Tuesday, 17 January 2012

Little Concord off the Coast of Italy

Since Friday 13th January the world has seen, when it could tear its attention away from other disasters around the planet, the tragedy of many deaths (20 and rising) in the capsize/shipwreck of the holiday cruise vessel Costa Concordia. This occurred on Friday evening after the ship (with 4000 passengers) had departed Civitavecchia ("Old Town") the port nearest to Rome, headed north through the broad channel east of the island of Giglio.

No doubt much will emerge from proper study of the ship's salvaged "black box", satellite imagery and interviews with officers, crew and surviving passengers. The dominant impression so far is that of captain and owners - the Costa Line - vying with each other in disclaiming responsibility. The main consistency lies in the accounts of confusion and panic, and lack of organized response; that, and the glaringly obvious fact that the unfortunate ship had no business being where she was ... with dire consequences.

We tend to generalize, and I'm no exception.

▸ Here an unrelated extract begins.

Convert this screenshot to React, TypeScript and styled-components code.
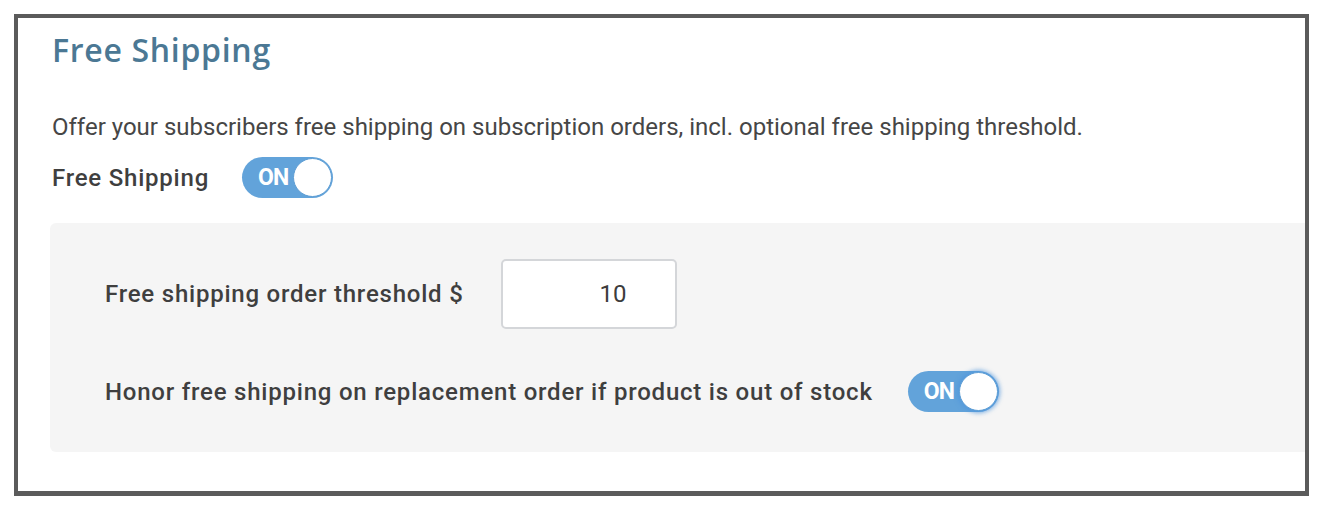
import React from "react";
import styled, { createGlobalStyle } from "styled-components";

const Global = createGlobalStyle`
  html, body { margin: 0; padding: 0; background: #ffffff; }
  body { font-family: Roboto, "Liberation Sans", sans-serif; }
`;

const Frame = styled.div`
  box-sizing: border-box;
  margin: 14px 13px 0 14px;
  height: 482px;
  border: 4px solid #5b5b5b;
  border-bottom-width: 5px;
  background: #fff;
  display: flex;
  flex-direction: column;
  padding: 0 0 0 32px;
  overflow: hidden;
`;

const Title = styled.h2`
  margin: 12px 0 0 2px;
  font-family: "Open Sans", "Liberation Sans", sans-serif;
  font-weight: 600;
  font-size: 32px;
  line-height: 40px;
  color: #4b7894;
  letter-spacing: 0.7px;
`;

const Description = styled.p`
  margin: 43px 0 0 2px;
  font-size: 24px;
  line-height: 28px;
  color: #464646;
`;

const ToggleRow = styled.div<{ $gap: number }>`
  display: flex;
  align-items: center;
  gap: ${(p) => p.$gap}px;
`;

const MainRow = styled(ToggleRow)`
  margin: 16px 0 0 2px;
`;

const Label = styled.span`
  font-size: 24px;
  line-height: 28px;
  font-weight: 500;
  color: #3f3f3f;
  letter-spacing: 0.78px;
`;

const Switch = styled.div`
  position: relative;
  flex: none;
  box-sizing: border-box;
  width: 91px;
  height: 41px;
  border-radius: 21px;
  background: #62a3da;
  display: flex;
  align-items: center;
  padding-left: 16px;
  color: #fff;
  font-weight: 700;
  font-size: 23px;
  letter-spacing: -0.8px;
`;

const Knob = styled.span<{ $glow?: boolean }>`
  position: absolute;
  right: 1px;
  top: 1px;
  width: 39px;
  height: 39px;
  border-radius: 50%;
  background: #fff;
  box-sizing: border-box;
  border: 1px solid #5d9dd4;
  box-shadow: ${(p) => (p.$glow ? "0 0 4px 2px rgba(80,150,220,0.75)" : "none")};
`;

const Panel = styled.div`
  margin-top: 25px;
  height: 229px;
  box-sizing: border-box;
  background: #f5f5f5;
  border-radius: 6px 0 0 6px;
  padding: 36px 0 0 55px;
  display: flex;
  flex-direction: column;
  gap: 42px;
`;

const FieldRow = styled.div`
  display: flex;
  align-items: center;
  gap: 37px;
`;

const NumberBox = styled.div`
  box-sizing: border-box;
  width: 176px;
  height: 70px;
  background: #fff;
  border: 2px solid #d4d6d9;
  border-radius: 5px;
  display: flex;
  align-items: center;
  justify-content: flex-end;
  padding-right: 48px;
  font-size: 24px;
  color: #3c3c3c;
`;

function Toggle({ glow }: { glow?: boolean }) {
  return (
    <Switch>
      ON
      <Knob $glow={glow} />
    </Switch>
  );
}

export default function App() {
  return (
    <>
      <Global />
      <Frame>
        <Title>Free Shipping</Title>
        <Description>
          Offer your subscribers free shipping on subscription orders, incl. optional free shipping threshold.
        </Description>
        <MainRow $gap={33}>
          <Label>Free Shipping</Label>
          <Toggle />
        </MainRow>
        <Panel>
          <FieldRow>
            <Label>Free shipping order threshold $</Label>
            <NumberBox>10</NumberBox>
          </FieldRow>
          <ToggleRow $gap={35}>
            <Label>Honor free shipping on replacement order if product is out of stock</Label>
            <Toggle glow />
          </ToggleRow>
        </Panel>
      </Frame>
    </>
  );
}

I would not by choice set foot on an Italian-run ship ever since being a passenger with my family on the Italian Sitmar Line's ship Fairstar from Melbourne to Southampton, in 1971. I could cite three cogent  reasons for arriving at such a negative view. I'd describe the faults I observed as systemic and cultural, and now I'm intrigued to be hearing things that remind me of my own experience: a sample -- reporting with radio frequencies what appeared to be a Mayday (m'aidez) distress call picked up on my own shortwave radio. Reaction from senior officers was complete lack of interest.

Between 1940 and 1971, I sailed as passenger - a total of 20 weeks at sea - on six  ships, Dutch, British, Finnish and the wretched Italian event above. I exclude several Bass Strait and North Sea ferry trips, but note in passing that the newest biggest North Sea ferry launched a year ago is bigger the the poor old ill-fated Titanic. Size isn't everything. In 1954 on the U.K. ship Orsova we sailed the Concordia's route  southward past Giglio Island to Civitavecchia; thence to Naples and later the North African coast. In 1989 from the Italian naval base town of La Spezia - also on this famous coast - I enjoyed a great if short trip visiting "le cinque terre" which the five coastal towns are called. How sad that this glorious part of the world will now be associated with maritime ineptitude and death.

1 comment:

  1. Hello Will, I am interested in the Melbourne to Southampton voyage in 1971. I was also on the Fairstar leaving Melbourne on 12 March 1971. I was only 12 at the time.